# Fourtitude Now Networking with New Motorsport-Specific Twitter Account



## [email protected] (Apr 9, 2004)

*Fourtitude Now Tweeting Motorsport Specifically with New Twitter Account*









The new racing season has officially begun. While some Audi-fielding teams such as a few of the GT3 R8 LMS teams and the APR Audi S4 in the Continental Challenge have already begun their campaigns, the big show of the 12 Hours of Sebring kicks off the sportscar season this weekend even if Audi won't be contesting the enduro. All that in mind we've set up a second Twitter account in order to go more in-depth with our racing coverage.
It became apparent to us last year as we monitored the Baekdal online streaming of the ACO track data and paired with a Twitter feed from drivers, teammembers and fans on site that Twitter has major value in live coverage and behind the scenes exposure of racing. Heck, even Fourtitude staff were contracted last year to live tweet the 24 Hours of Le Mans from on site for Audi via the audir15tdi twitter account. 
Last year we also stepped up the amount of motorsport coverage considerably in no small part due to the many, many R8 LMS cars contesting various series around the world running FIA GT3 standards.

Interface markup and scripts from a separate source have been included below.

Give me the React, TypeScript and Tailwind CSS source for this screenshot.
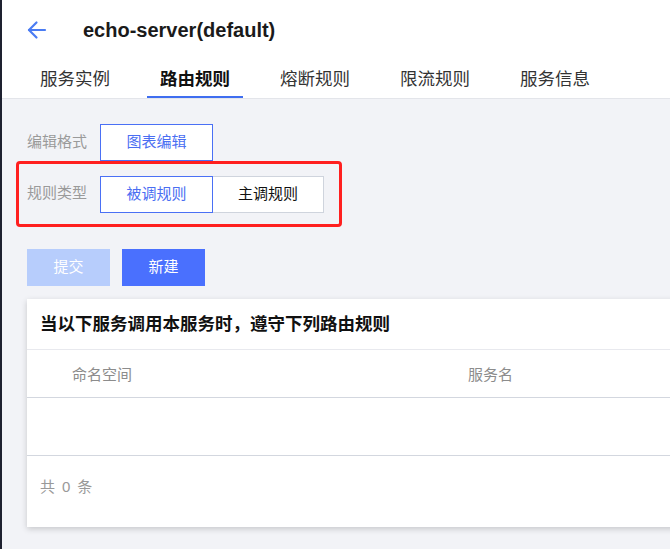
import React from "react";

const cjk = { fontFamily: '"Liberation Sans", Arial, "Noto Sans CJK SC", sans-serif' };

export default function App() {
  const tabs = ["服务实例", "路由规则", "熔断规则", "限流规则", "服务信息"];
  return (
    <div className="w-[670px] h-[549px] overflow-hidden flex bg-[#f2f3f7]" style={cjk}>
      <div className="w-[2px] shrink-0 bg-[#1e2130]" />
      <div className="flex-1 flex flex-col min-w-0">
        {/* header */}
        <div className="bg-white border-b border-[#e3e5ea] h-[99px] flex flex-col">
          <div className="flex items-center h-[60px] pl-[24px]">
            <svg width="22" height="22" viewBox="0 0 22 22" fill="none" stroke="#4a7cf3" strokeWidth="2.2" strokeLinecap="round" strokeLinejoin="round">
              <path d="M19 11H3" />
              <path d="M10.5 3.5L3 11l7.5 7.5" />
            </svg>
            <div className="ml-[35px] text-[20px] font-bold text-[#1a1a1a] leading-none">echo-server(default)</div>
          </div>
          <div className="flex gap-[24px] pl-[25px] mt-auto">
            {tabs.map((t, i) => (
              <div
                key={t}
                className={
                  i === 1
                    ? "px-[13px] h-[38px] flex items-start text-[17.5px] leading-none font-bold text-[#111] border-b-2 border-[#3f6ef0]"
                    : "px-[13px] h-[38px] flex items-start text-[17.5px] leading-none text-[#333]"
                }
              >
                <span className="pt-[11px]">{t}</span>
              </div>
            ))}
          </div>
        </div>

        {/* content */}
        <div className="pl-[25px] flex flex-col">
          <div className="flex items-center mt-[25px] h-[37px]">
            <div className="w-[73px] text-[15px] text-[#9a9a9a]">编辑格式</div>
            <div className="w-[113px] h-[37px] flex items-center justify-center border border-[#4a70f5] bg-white text-[15px] text-[#4a6ef2]">
              图表编辑
            </div>
          </div>

          <div className="-ml-[11px] w-[326px] h-[66px] border-[3px] border-[#ff1f1f] rounded-[4px] flex items-center pl-[8px]">
            <div className="w-[73px] text-[15px] text-[#9a9a9a] pb-[2px]">规则类型</div>
            <div className="flex">
              <div className="w-[113px] h-[37px] flex items-center justify-center border border-[#4a70f5] bg-white text-[15px] text-[#4a6ef2]">
                被调规则
              </div>
              <div className="w-[111px] h-[37px] flex items-center justify-center border border-l-0 border-[#cfd4dd] bg-white text-[15px] text-[#111]">
                主调规则
              </div>
            </div>
          </div>

          <div className="flex gap-[12px] mt-[22px]">
            <div className="w-[83px] h-[37px] flex items-center justify-center bg-[#b7cdfc] text-white text-[15px]">提交</div>
            <div className="w-[83px] h-[37px] flex items-center justify-center bg-[#4a70fe] text-white text-[15px]">新建</div>
          </div>

          <div className="mt-[13px] w-[800px] h-[228px] bg-white shadow-[0_2px_6px_rgba(0,0,0,0.18)] flex flex-col">
            <div className="h-[51px] flex items-center pl-[13px] border-b border-[#e8e9ee] text-[17.5px] font-bold text-[#111]">
              当以下服务调用本服务时，遵守下列路由规则
            </div>
            <div className="h-[48px] flex items-center pt-[3px] border-b border-[#d3d7df] text-[15px] text-[#8c8c8c]">
              <div className="pl-[45px] w-[441px]">命名空间</div>
              <div>服务名</div>
            </div>
            <div className="h-[58px] border-b border-[#d3d7df]" />
            <div className="pl-[13px] pt-[21px] text-[15px] text-[#999] leading-[20px] flex gap-[7px]">
              <span>共</span>
              <span>0</span>
              <span>条</span>
            </div>
          </div>
        </div>
      </div>
    </div>
  );
}
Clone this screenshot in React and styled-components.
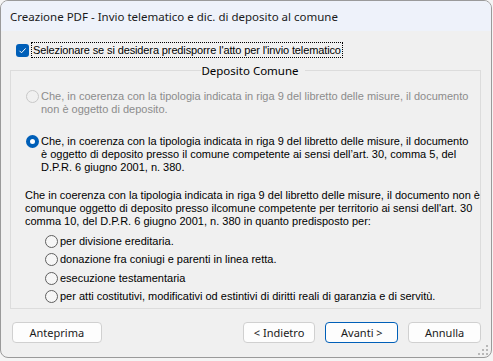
import React from 'react';
import styled, { createGlobalStyle } from 'styled-components';

const GlobalStyle = createGlobalStyle`
  html, body {
    margin: 0;
    padding: 0;
    background: #f4f4f4;
  }
  body {
    width: 493px;
    height: 361px;
    overflow: hidden;
    font-family: "Liberation Sans", Arial, sans-serif;
  }
`;

const Window = styled.div`
  box-sizing: border-box;
  width: 492px;
  height: 358px;
  border: 1px solid #9a9a9a;
  border-radius: 8px;
  background: #f0f0f0;
  overflow: hidden;
  display: flex;
  flex-direction: column;
  position: relative;
`;

const TitleBar = styled.div`
  height: 30px;
  flex: none;
  background: #eef2fa;
  display: flex;
  align-items: center;
  padding-left: 9px;
  font-family: "Noto Sans", sans-serif;
  font-size: 11.5px;
  color: #1a1a1a;
`;

const Body = styled.div`
  flex: 1;
  display: flex;
  flex-direction: column;
  padding: 0 10px 0 9px;
  font-size: 11px;
  color: #000;
`;

const CheckRow = styled.label`
  display: flex;
  align-items: center;
  margin: 11px 0 0 6px;
  height: 16px;
`;

const CheckBox = styled.span`
  width: 13px;
  height: 13px;
  border-radius: 3px;
  background: #005fb8;
  display: flex;
  align-items: center;
  justify-content: center;
  flex: none;
`;

const FocusText = styled.span`
  margin-left: 2px;
  padding: 1px;
  border: 1px dotted #000;
  line-height: 12px;
  letter-spacing: -0.12px;
  white-space: nowrap;
`;

const Group = styled.fieldset`
  margin: 6px 0 0 0;
  padding: 6px 0 0 15px;
  border: 1px solid #dcdcdc;
  border-radius: 0;
  height: 245px;
  box-sizing: border-box;
  display: flex;
  flex-direction: column;
  min-width: 0;
`;

const Legend = styled.legend`
  margin: 0 auto;
  padding: 0 3px;
  line-height: 13px;
  font-family: "Noto Sans", sans-serif;
  font-size: 11.5px;
  transform: translateX(-3px);
`;

const Option = styled.div`
  display: flex;
  align-items: flex-start;
  margin-top: ${p => p.$mt || 0}px;
  color: ${p => (p.$disabled ? '#8c8c8c' : '#000')};
  line-height: 13px;
  white-space: nowrap;
`;

const Radio = styled.span`
  box-sizing: border-box;
  width: 13px;
  height: 13px;
  border-radius: 50%;
  flex: none;
  margin: 0 2px 0 0;
  border: ${p =>
    p.$checked ? '4px solid #005fb8' : p.$disabled ? '1px solid #c8c8c8' : '1px solid #5f5f5f'};
  background: ${p => (p.$checked ? '#ffffff' : p.$disabled ? '#f0f0f0' : '#f6f6f6')};
`;

const Paragraph = styled.div`
  margin: 15px 0 0 -1px;
  line-height: 13px;
  white-space: nowrap;
`;

const SubList = styled.div`
  display: flex;
  flex-direction: column;
  margin: 4px 0 0 19px;
`;

const SubOption = styled(Option)`
  height: 18.5px;
  align-items: center;
`;

const Footer = styled.div`
  display: flex;
  align-items: center;
  margin: 13px 0 0 2px;
  gap: 10px;
`;

const Button = styled.button`
  box-sizing: border-box;
  width: ${p => p.$w}px;
  height: 21px;
  background: #fdfdfd;
  border: 1px solid ${p => (p.$default ? '#005fb8' : '#d0d0d0')};
  border-radius: 4px;
  font-family: "Noto Sans", sans-serif;
  font-size: 11px;
  color: #1a1a1a;
  padding: 0;
  margin-left: ${p => p.$ml || 0}px;
`;

const Grip = styled.svg`
  position: absolute;
  right: 3px;
  bottom: 2px;
`;

export default function App() {
  return (
    <>
      <GlobalStyle />
      <Window>
        <TitleBar>Creazione PDF - Invio telematico e dic. di deposito al comune</TitleBar>
        <Body>
          <CheckRow>
            <CheckBox>
              <svg width="9" height="9" viewBox="0 0 9 9">
                <path d="M1.5 4.8 L3.5 6.8 L7.6 2.4" fill="none" stroke="#fff" strokeWidth="1" />
              </svg>
            </CheckBox>
            <FocusText>Selezionare se si desidera predisporre l'atto per l'invio telematico</FocusText>
          </CheckRow>
          <Group>
            <Legend>Deposito Comune</Legend>
            <Option $disabled $mt={7}>
              <Radio $disabled />
              <span>
                Che, in coerenza con la tipologia indicata in riga 9 del libretto delle misure, il documento
                <br />
                non è oggetto di deposito.
              </span>
            </Option>
            <Option $mt={19}>
              <Radio $checked />
              <span>
                Che, in coerenza con la tipologia indicata in riga 9 del libretto delle misure, il documento
                <br />
                è oggetto di deposito presso il comune competente ai sensi dell’art. 30, comma 5, del
                <br />
                D.P.R. 6 giugno 2001, n. 380.
              </span>
            </Option>
            <Paragraph>
              Che in coerenza con la tipologia indicata in riga 9 del libretto delle misure, il documento non è
              <br />
              comunque oggetto di deposito presso ilcomune competente per territorio ai sensi dell'art. 30
              <br />
              comma 10, del D.P.R. 6 giugno 2001, n. 380 in quanto predisposto per:
            </Paragraph>
            <SubList>
              <SubOption>
                <Radio />
                <span>per divisione ereditaria.</span>
              </SubOption>
              <SubOption>
                <Radio />
                <span>donazione fra coniugi e parenti in linea retta.</span>
              </SubOption>
              <SubOption>
                <Radio />
                <span>esecuzione testamentaria</span>
              </SubOption>
              <SubOption>
                <Radio />
                <span>per atti costitutivi, modificativi od estintivi di diritti reali di garanzia e di servitù.</span>
              </SubOption>
            </SubList>
          </Group>
          <Footer>
            <Button $w={90}>Anteprima</Button>
            <Button $w={73} $ml={131}>&lt; Indietro</Button>
            <Button $w={73} $default>Avanti &gt;</Button>
            <Button $w={73}>Annulla</Button>
          </Footer>
        </Body>
        <Grip width="10" height="10" viewBox="0 0 10 10">
          <g fill="#b8b8b8">
            <rect x="8" y="0" width="2" height="2" />
            <rect x="4" y="4" width="2" height="2" />
            <rect x="8" y="4" width="2" height="2" />
            <rect x="0" y="8" width="2" height="2" />
            <rect x="4" y="8" width="2" height="2" />
            <rect x="8" y="8" width="2" height="2" />
          </g>
        </Grip>
      </Window>
    </>
  );
}
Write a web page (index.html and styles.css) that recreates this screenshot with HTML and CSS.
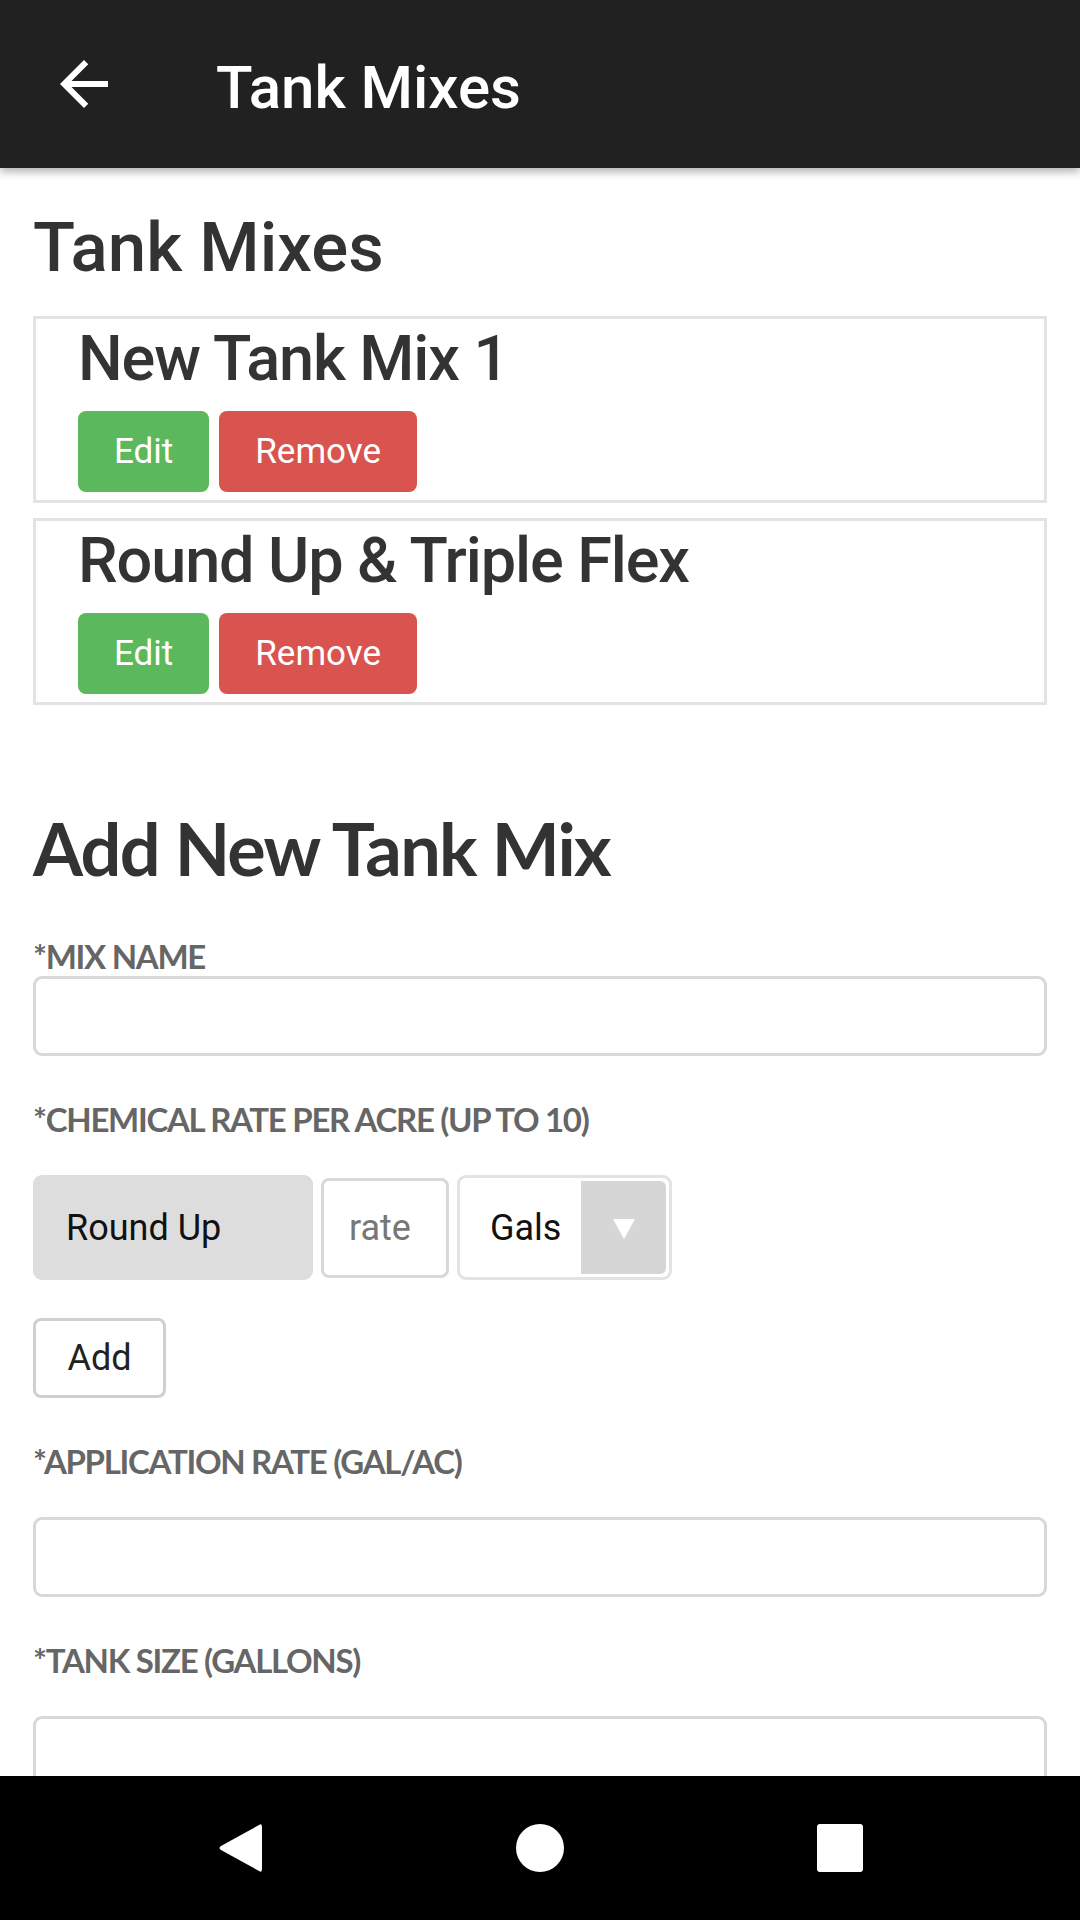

Throw in APR's promising new campaign this year of the B8 S4 and rumors STaSIS may be jumping back into competition and there's even more reason for us to become more active. 
So if you're active on Twitter, check out our new account at http://twitter.com/FourtitudeSport . For now we'll be duplicating any news releases and feature stories from our normal motorsport coverage but we'll also be re-tweeting and conversing in Twitter-based motorsport discussion with major motorsport players active on there such as drivers like Emanuele Pirro, major motorsport media and magazines, team members and more. 
Here's to a succcessful 2010 season.


----------